When you read your story, does it sound off, maybe you can’t quite put your finger on it, but you know you’ve done something wrong? Sometimes–maybe even lots of times–there are simple fixes. These writer’s tips will come at you once a week, giving you plenty of time to go through your story and make the adjustments.

Today’s tip: Finish what you start

Why this is a mistake: Kind of obvious, isn’t it? But starting a project is so much more interesting than slugging through the entire
thing. The middle section of any piece of writing, whether it be a novel, narrative nonfiction, a magazine article, even a short story, is almost always kind of hard to work on. The excitement of generating
the idea—the lure of the beginning, writing something new—isn’t there, and the lure of the finishing line is as far away as the shiver of the beginning.  

It’s always easy to get sidetracked by a new idea while you’re in the midst of working on something. It’s also easy for a writer to do just about anything other than write. Check e-mail, go out and walk the dog, do laundry, take a nap, research, market—anything. I’ve always said the hardest aspect of the job of being a writer is writing.

The Myers-Briggs personality test classifies people as either process oriented or result oriented. If you are a process person, you might have a problem getting to the end of a project.

The solution: Suck it up. Keep those new ideas and exciting other projects at bay. For the professional writer who is under contract this is a bit easier because you know your paycheck hangs in the balance, but even then, I know many authors who have a hell of a time bringing a project in on deadline.

For the writer who isn’t under contract this isn’t quite the case. But understand you won’t ever get that contract if you don’t finish a project.
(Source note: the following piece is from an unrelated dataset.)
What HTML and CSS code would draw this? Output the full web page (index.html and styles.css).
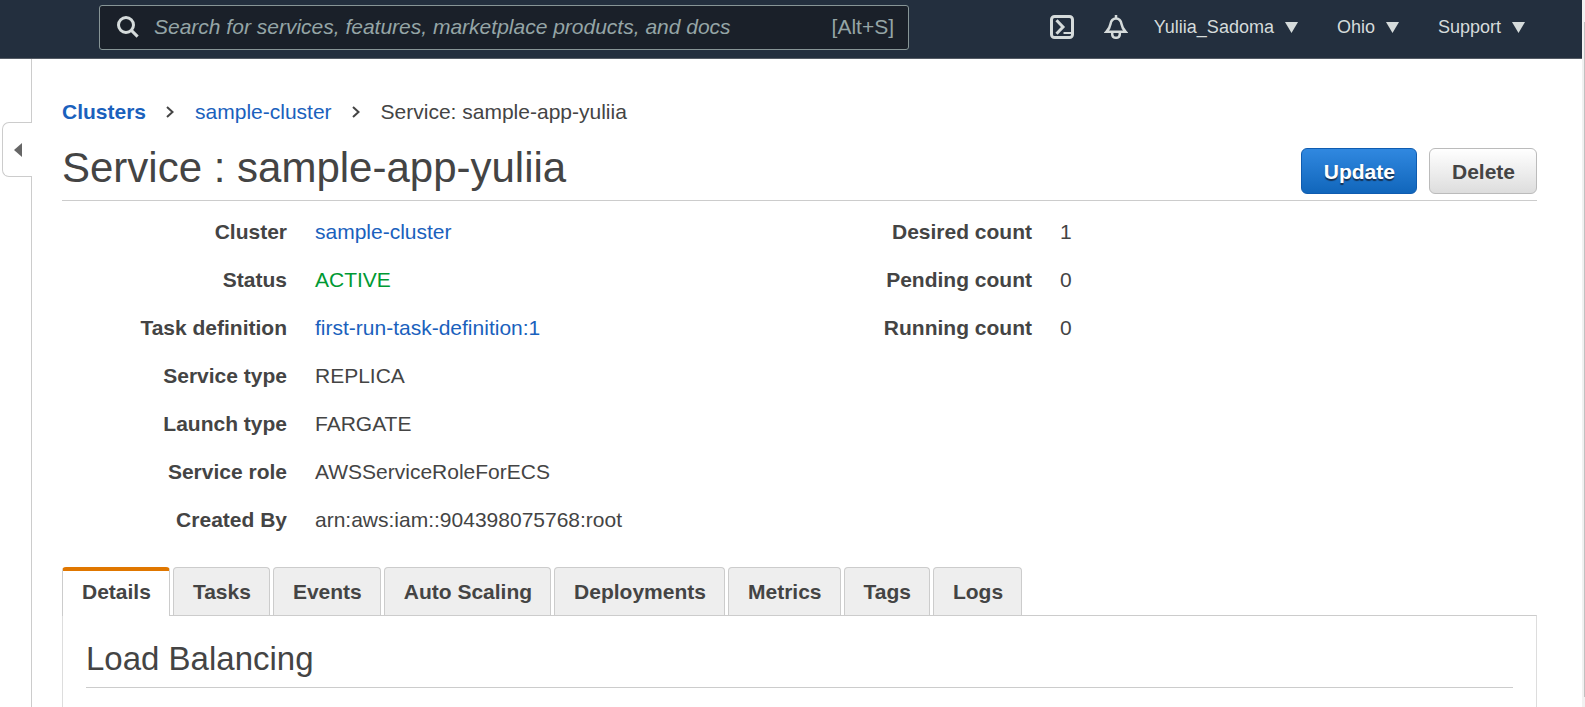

If you are one of those people focused on the process and not the end result, figure out a system whereby you can reward yourself by getting to the end.

The bottom line is simply forcing yourself to sit down and plug away at it. Knocking out words regardless of how you feel. A one-hundred-thousand-word novel might take a year or several years, and then you just come to “The End” one day. But it takes hundreds of days to get to “The End.” As a writer you have to put in those hundreds of days.